Methodologies and Design
KK participated only in two presentations of this type - both by Erich Gamma, mainly because of the quality of the speaker. Erich Gamma is the author of the well-known book on patterns and is currently working at OTI which, among others, is developing IBM's VisualAge. The first presentation was about a testing framework for Java, which promotes using automated tests. This is framework is simple but quite useful for improving quality of code. The second presentation was a long and complex one on "Advanced Design with Patterns and Java" in which the use of different patterns was explained on a concrete example of a versatile drawing tool.
Conclusions
We had slightly different objectives going to this conference: KK in the perspective of the Middleware project and RB in the one of JCOP. We both wanted to find out about the latest development in the OO software and the current acceptance of CORBA, DCOM and Java. RB was interested in finding how these technologies could be married. Because of the different interests and because conclusions are personally biased we split them in two parts.
Kris conclusions:
The component approach, which is currently addressing mainly transactions in a commercial market, but should also provide security, scalability, resource pooling, naming etc. seems to be an interesting approach for deploying equipment servers. The practical use for the time being seems to be restricted to Java EJB. The implementations are apparently still immature but we might have look on one of them. BEA is providing three products, the simplest (WebLogic) can be downloaded for evaluation.
The XML will apparently become reality very soon and companies advocate it as the universal data exchange format. This could be interesting in many areas, for instance to describe device class (in Java API terms) or to exchange device data with external clients (e.g. machine to experiments). XML data can be easily mapped to objects and the specification of schema definition and query language gives it database-like features. Since this technology is related to WWW it can be expected that it will be rapidly adopted and widely used.
As for the OO databases, their vendors are apparently in big trouble. The traditional RDBMS vendors have to support objects and XML schemas, and I would not be surprised if OODBMS resurface again because of their superior clustering possibilities.
Java seems to continue on a solid path and I expect its importance to continue to grow. It is concentrating now in the server and performance area and this is what the users are waiting for.
OMG has improved its working practices to bring specifications out faster and to avoid making specs, which nobody implements afterwards. Still Java is moving faster and CORBA might get overrun. CORBA is still seen as THE interoperability solution and is providing a close link to Java. In fact in the component area CORBA might join the "EJB bandwagon". The ASCOM example shows that (in this case a homogeneous implementation) CORBA can be used as software bus.
Being already sceptical on DCOM I believe now even more that it would be wrong to employ it in the Middleware. This does not exclude using PC's on the client side (probably the best choice) and interfacing to industry standard servers such as OPC which are build with DCOM. As somebody pointed out COM+ will not win the middleware battle because of the inferior technology but it cannot loose it either because of the overall MS market share.

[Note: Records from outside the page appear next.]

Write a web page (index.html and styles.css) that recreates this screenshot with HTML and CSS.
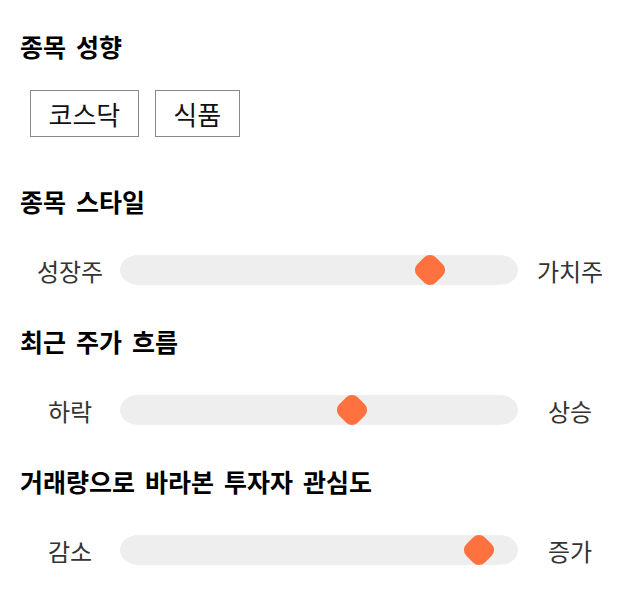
FILE: index.html
```html
<!DOCTYPE html>
<html lang="ko">
<head>
<meta charset="utf-8">
<link rel="stylesheet" href="styles.css">
</head>
<body>
<main class="page">
  <section class="section section--tags">
    <h2 class="heading">종목 성향</h2>
    <div class="tags">
      <span class="tag">코스닥</span>
      <span class="tag">식품</span>
    </div>
  </section>
  <section class="section">
    <h2 class="heading">종목 스타일</h2>
    <div class="scale">
      <span class="scale__label">성장주</span>
      <div class="scale__track"><span class="scale__knob" style="left: 77.9%"></span></div>
      <span class="scale__label">가치주</span>
    </div>
  </section>
  <section class="section">
    <h2 class="heading">최근 주가 흐름</h2>
    <div class="scale">
      <span class="scale__label">하락</span>
      <div class="scale__track"><span class="scale__knob" style="left: 58.3%"></span></div>
      <span class="scale__label">상승</span>
    </div>
  </section>
  <section class="section">
    <h2 class="heading">거래량으로 바라본 투자자 관심도</h2>
    <div class="scale">
      <span class="scale__label">감소</span>
      <div class="scale__track"><span class="scale__knob" style="left: 90.2%"></span></div>
      <span class="scale__label">증가</span>
    </div>
  </section>
</main>
</body>
</html>
```
FILE: styles.css
```css
* { box-sizing: border-box; }
html, body { margin: 0; padding: 0; background: #fff; }
body {
  font-family: "Noto Sans CJK KR", "Noto Sans", sans-serif;
  color: #111;
}
.page {
  padding: 30px 0 0 20px;
  display: flex;
  flex-direction: column;
}
.section { margin-bottom: 40px; }
.section--tags { margin-bottom: 48px; }
.heading {
  margin: 0 0 38px;
  font-size: 25px;
  line-height: 32px;
  font-weight: 700;
  word-spacing: 3px;
  color: #000;
}
.section--tags .heading { margin-bottom: 28px; }
.tags {
  display: flex;
  gap: 16px;
  padding-left: 10px;
}
.tag {
  display: inline-flex;
  align-items: center;
  height: 47px;
  padding: 0 17.5px;
  border: 1px solid #888;
  font-size: 26px;
  color: #111;
}
.scale {
  display: flex;
  align-items: center;
  height: 30px;
  padding-left: 10px;
}
.scale__label {
  width: 80px;
  text-align: center;
  font-size: 24px;
  color: #333;
}
.scale__track {
  position: relative;
  width: 398px;
  height: 30px;
  margin: 0 12px 0 10px;
  background: #eeeeee;
  border-radius: 18px / 15px;
}
.scale__knob {
  position: absolute;
  top: 50%;
  width: 26px;
  height: 26px;
  background: #ff7240;
  border-radius: 8px;
  transform: translate(-50%, -50%) rotate(45deg);
}
```
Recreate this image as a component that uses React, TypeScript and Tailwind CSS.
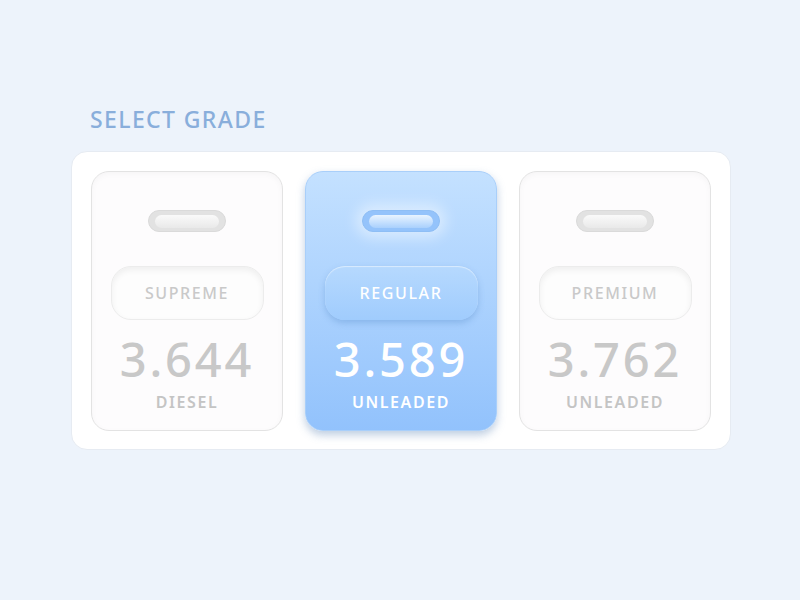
import React from "react";

type Grade = { name: string; price: string; fuel: string; active?: boolean };

const grades: Grade[] = [
  { name: "SUPREME", price: "3.644", fuel: "DIESEL" },
  { name: "REGULAR", price: "3.589", fuel: "UNLEADED", active: true },
  { name: "PREMIUM", price: "3.762", fuel: "UNLEADED" },
];

function Card({ g }: { g: Grade }) {
  if (g.active) {
    return (
      <div className="w-[192px] h-[260px] rounded-[18px] border border-[#a9cffa] bg-gradient-to-b from-[#c4e1ff] to-[#92c2fc] shadow-[0_4px_8px_rgba(90,130,180,0.4)] flex flex-col items-center">
        <div className="mt-[38px] w-[78px] h-[22px] rounded-full bg-[#94c3fb] border border-[#8ebef5] shadow-[0_0_14px_6px_rgba(255,255,255,0.45)] flex items-center justify-center">
          <div className="w-[64px] h-[13px] rounded-full bg-gradient-to-b from-[#e9f4ff] to-[#a9d0fd]" />
        </div>
        <div className="mt-[34px] w-[153px] h-[54px] rounded-[20px] bg-gradient-to-b from-[#b6d9fe] to-[#a0ccfd] shadow-[0_3px_6px_rgba(100,150,210,0.45),inset_0_1px_1px_rgba(255,255,255,0.5)] flex items-center justify-center">
          <span className="text-[16px] tracking-[0.1em] font-medium text-white">{g.name}</span>
        </div>
        <div className="mt-[16px] text-[47px] leading-[46px] font-medium text-white tracking-[0.06em]">{g.price}</div>
        <div className="mt-[8px] text-[16px] font-semibold tracking-[0.1em] text-white">{g.fuel}</div>
      </div>
    );
  }
  return (
    <div className="w-[192px] h-[260px] rounded-[18px] border border-[#e3e3e3] bg-[#fdfcfd] shadow-[inset_0_2px_6px_rgba(0,0,0,0.03)] flex flex-col items-center">
      <div className="mt-[38px] w-[78px] h-[22px] rounded-full bg-[#e2e2e2] border border-[#dadada] flex items-center justify-center">
        <div className="w-[64px] h-[13px] rounded-full bg-gradient-to-b from-[#fafafa] to-[#e9e9e9]" />
      </div>
      <div className="mt-[34px] w-[153px] h-[54px] rounded-[20px] bg-[#fdfdfd] border border-[#ececec] shadow-[inset_0_3px_6px_rgba(0,0,0,0.06)] flex items-center justify-center">
        <span className="text-[16px] tracking-[0.1em] font-medium text-[#c9c9c9]">{g.name}</span>
      </div>
      <div className="mt-[16px] text-[47px] leading-[46px] font-medium text-[#c8c8c8] tracking-[0.06em]">{g.price}</div>
      <div className="mt-[8px] text-[16px] font-semibold tracking-[0.1em] text-[#c4c4c4]">{g.fuel}</div>
    </div>
  );
}

export default function App() {
  return (
    <div className="w-[800px] h-[600px] bg-[#edf3fb] font-['Noto_Sans',sans-serif] pt-[103px] pl-[71px]">
      <h1 className="ml-[19px] text-[23px] leading-[32px] font-medium tracking-[0.06em] text-[#89aedb]">SELECT GRADE</h1>
      <div className="mt-[16px] w-[660px] h-[299px] rounded-[16px] bg-white border border-[#e6ebf2] p-[19px] flex gap-[22px]">
        {grades.map((g) => (
          <Card key={g.name} g={g} />
        ))}
      </div>
    </div>
  );
}
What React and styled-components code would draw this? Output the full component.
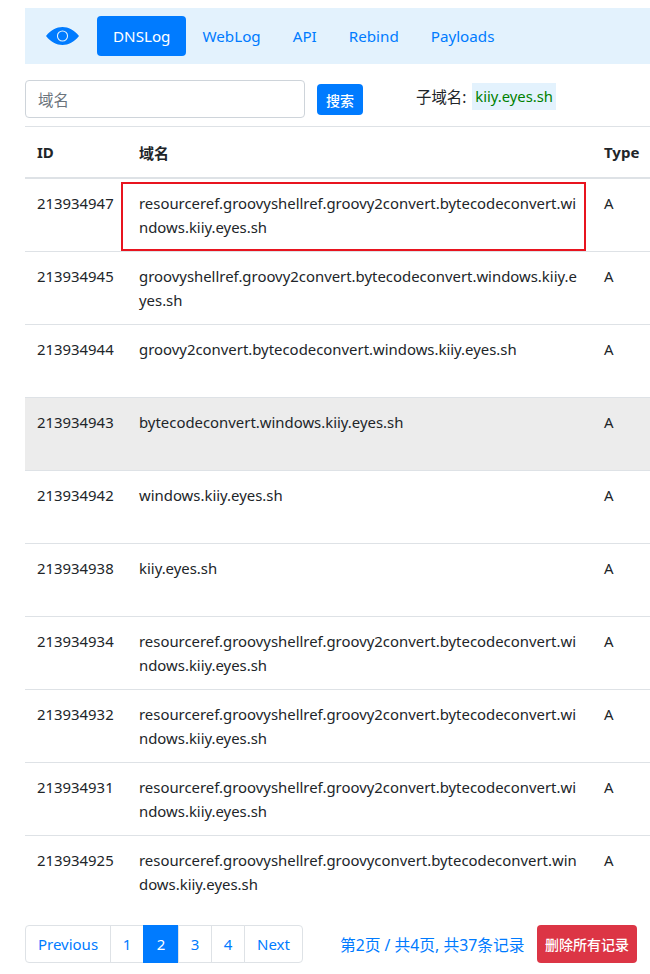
import React from "react";
import styled, { createGlobalStyle } from "styled-components";

const Global = createGlobalStyle`
  html, body { margin: 0; padding: 0; background: #fff; overflow: hidden; }
  body { font-family: "Noto Sans", "Noto Sans CJK SC", sans-serif; color: #212529; font-size: 14.9px; }
`;
const Page = styled.div`
  width: 650px; height: 974px; box-sizing: border-box; padding: 8px 0 0 25px; overflow: hidden;
`;
const Nav = styled.nav`
  height: 56px; background: #e3f2fd; display: flex; align-items: center; padding-left: 21px;
`;
const Logo = styled.svg`
  width: 33px; height: 20px; margin-right: 18px; flex: none;
`;
const NavLink = styled.a`
  height: 40px; display: flex; align-items: center; padding: 0 16px; border-radius: 4px; box-sizing: border-box;
  font-size: 15.2px; color: ${p => (p.$active ? "#fff" : "#007bff")};
  background: ${p => (p.$active ? "#007bff" : "transparent")};
`;
const SearchRow = styled.div`
  height: 63px; display: flex; align-items: flex-start; padding-top: 16px; border-bottom: 1px solid #dee2e6; width: 625px; box-sizing: border-box;
`;
const Input = styled.div`
  width: 280px; height: 38px; box-sizing: border-box; border: 1px solid #ced4da; border-radius: 4px;
  padding-left: 12px; display: flex; align-items: center; color: #6c757d; font-size: 15.5px;
`;
const SearchBtn = styled.button`
  margin: 4px 0 0 12px; width: 46px; height: 31px; border: 0; border-radius: 4px; background: #007bff; color: #fff;
  font: 500 14px "Noto Sans CJK SC", sans-serif; padding: 0;
`;
const Sub = styled.div`
  margin: 3px 0 0 53px; display: flex; align-items: center; font-size: 15.4px; white-space: pre;
`;
const Code = styled.span`
  background: #e3f2fd; color: #008000; padding: 0 3px; margin-left: 6px; width: 84px; box-sizing: border-box;
  height: 27px; line-height: 27px; font-size: 14.8px;
`;
const Table = styled.div`
  width: 625px;
`;
const Row = styled.div`
  display: grid; grid-template-columns: 102px 465px 58px; height: 73px; box-sizing: border-box;
  border-bottom: ${p => (p.$last ? "0" : "1px solid #dee2e6")}; background: ${p => (p.$shade ? "#ececec" : "transparent")};
  position: relative;
`;
const Head = styled(Row)`
  height: 52px; border-bottom: 2px solid #dee2e6; align-items: center; font-weight: 700; font-size: 15px;
`;
const Cell = styled.div`
  padding: 12px 12px 0 12px; line-height: 24px; word-break: break-all; box-sizing: border-box; white-space: ${p => (p.$nowrap ? "nowrap" : "normal")};
`;
const HeadCell = styled.div`
  padding-left: 12px; white-space: nowrap;
`;
const Highlight = styled.div`
  position: absolute; left: 96px; top: 3px; width: 465px; height: 69px; border: 2px solid #e8141f; box-sizing: border-box;
  pointer-events: none;
`;
const Footer = styled.div`
  display: flex; align-items: center; height: 38px; margin-top: 16px; width: 625px;
`;
const Pager = styled.div`
  display: flex; height: 38px; box-sizing: border-box;
`;
const PageItem = styled.a`
  display: flex; align-items: center; justify-content: center; box-sizing: border-box; height: 38px;
  width: ${p => p.$w}px; font-size: 15px; margin-left: -1px;
  border: 1px solid ${p => (p.$active ? "#007bff" : "#dee2e6")};
  color: ${p => (p.$active ? "#fff" : "#007bff")}; background: ${p => (p.$active ? "#007bff" : "#fff")};
  &:first-child { margin-left: 0; border-radius: 4px 0 0 4px; }
  &:last-child { border-radius: 0 4px 4px 0; }
`;
const PageInfo = styled.div`
  margin-left: 37px; color: #007bff; font-size: 15.75px; white-space: nowrap; width: 185px;
`;
const DeleteBtn = styled.button`
  margin-left: 12px; width: 100px; height: 38px; border: 0; border-radius: 4px; background: #dc3545; color: #fff;
  font: 500 14px "Noto Sans CJK SC", sans-serif; padding: 0; white-space: nowrap;
`;

const A = "resourceref.groovyshellref.groovy2convert.bytecodeconvert.windows.kiiy.eyes.sh";
const rows = [
  ["213934947", A, true],
  ["213934945", "groovyshellref.groovy2convert.bytecodeconvert.windows.kiiy.eyes.sh"],
  ["213934944", "groovy2convert.bytecodeconvert.windows.kiiy.eyes.sh"],
  ["213934943", "bytecodeconvert.windows.kiiy.eyes.sh", false, true],
  ["213934942", "windows.kiiy.eyes.sh"],
  ["213934938", "kiiy.eyes.sh"],
  ["213934934", A],
  ["213934932", A],
  ["213934931", A],
  ["213934925", "resourceref.groovyshellref.groovyconvert.bytecodeconvert.windows.kiiy.eyes.sh"],
];
const pages = [["Previous", 86], ["1", 34], ["2", 36], ["3", 34], ["4", 34], ["Next", 59]];

export default function App() {
  return (
    <Page>
      <Global />
      <Nav>
        <Logo viewBox="0 0 33 20">
          <path fillRule="evenodd" fill="#007bff" d="M0 10C5 3.800 10.500 1 16.500 1S28 3.800 33 10C28 16.200 22.500 19 16.500 19S5 16.200 0 10ZM16.500 4.400a5.600 5.600 0 1 0 0 11.200a5.600 5.600 0 0 0 0-11.200ZM16.500 5.500a4.500 4.500 0 1 1 0 9a4.500 4.500 0 0 1 0-9Z" />
          <circle cx="16.500" cy="10" r="2.100" fill="#007bff" />
        </Logo>
        <NavLink $active>DNSLog</NavLink>
        <NavLink>WebLog</NavLink>
        <NavLink>API</NavLink>
        <NavLink>Rebind</NavLink>
        <NavLink>Payloads</NavLink>
      </Nav>
      <SearchRow>
        <Input>域名</Input>
        <SearchBtn>搜索</SearchBtn>
        <Sub>子域名:<Code>kiiy.eyes.sh</Code></Sub>
      </SearchRow>
      <Table>
        <Head>
          <HeadCell>ID</HeadCell>
          <HeadCell>域名</HeadCell>
          <HeadCell>Type</HeadCell>
        </Head>
        {rows.map(([id, domain, hl, shade], i) => (
          <Row key={id} $shade={shade} $last={i === rows.length - 1}>
            <Cell $nowrap>{id}</Cell>
            <Cell>{domain}</Cell>
            <Cell>A</Cell>
            {hl && <Highlight />}
          </Row>
        ))}
      </Table>
      <Footer>
        <Pager>
          {pages.map(([t, w]) => (
            <PageItem key={t} $w={w} $active={t === "2"}>{t}</PageItem>
          ))}
        </Pager>
        <PageInfo>第2页 / 共4页, 共37条记录</PageInfo>
        <DeleteBtn>删除所有记录</DeleteBtn>
      </Footer>
    </Page>
  );
}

Following the presentations of Erich Gamma I was really impressed by the power of patterns applied to a really complex piece of software. The software cowered in both presentations can be downloaded from the net.
Renaud’s conclusions
As Object World 99 was announced as one of the main event in the OO domain, I was surprised by the relatively low attendance to this event. However most of the hot OO subjects were addressed.
CORBA is still a living technology, the OMG is advertising a growing set of “success stories” (see their dedicated web site and is working hard to make its effort more result oriented. Having failed to promote all its released specifications, its new policy will tend to reduce the number of specifications by conditioning their approval to the emergence of implementations. CORBA remains the technology to distribute OO applications across heterogeneous hardware and operating systems. Although it is not based on a particular programming language, it seems that OMG is particularly taking care of JAVA. The language mapping is improved and the CORBA component approach is very closed to the JAVA one’s.
Among all the OO programming languages proposed during this decade, JAVA is the one which survived. SUN has put and is still putting a lot of effort in the language and its variations. By introducing the “small sized” JAVA, SUN will try to make more money with the hardware. Small devices are the place where SUN originally planed to use JAVA. Together with JINI, JAVA may finally conquer this market. This could have an impact on our control domain if intelligent devices start to appear with embedded JAVA and JINI interfaces.
As stated by Kris OODBMS vendors seem to be in big trouble. Users are not as enthusiastic as they were about OODBMS. The only OODBMS guru present at OW 99 even claimed that OODBMS are dead and that Objectivity will have big problems soon. Selecting a database to solve our DCS configuration problems may not be very easy.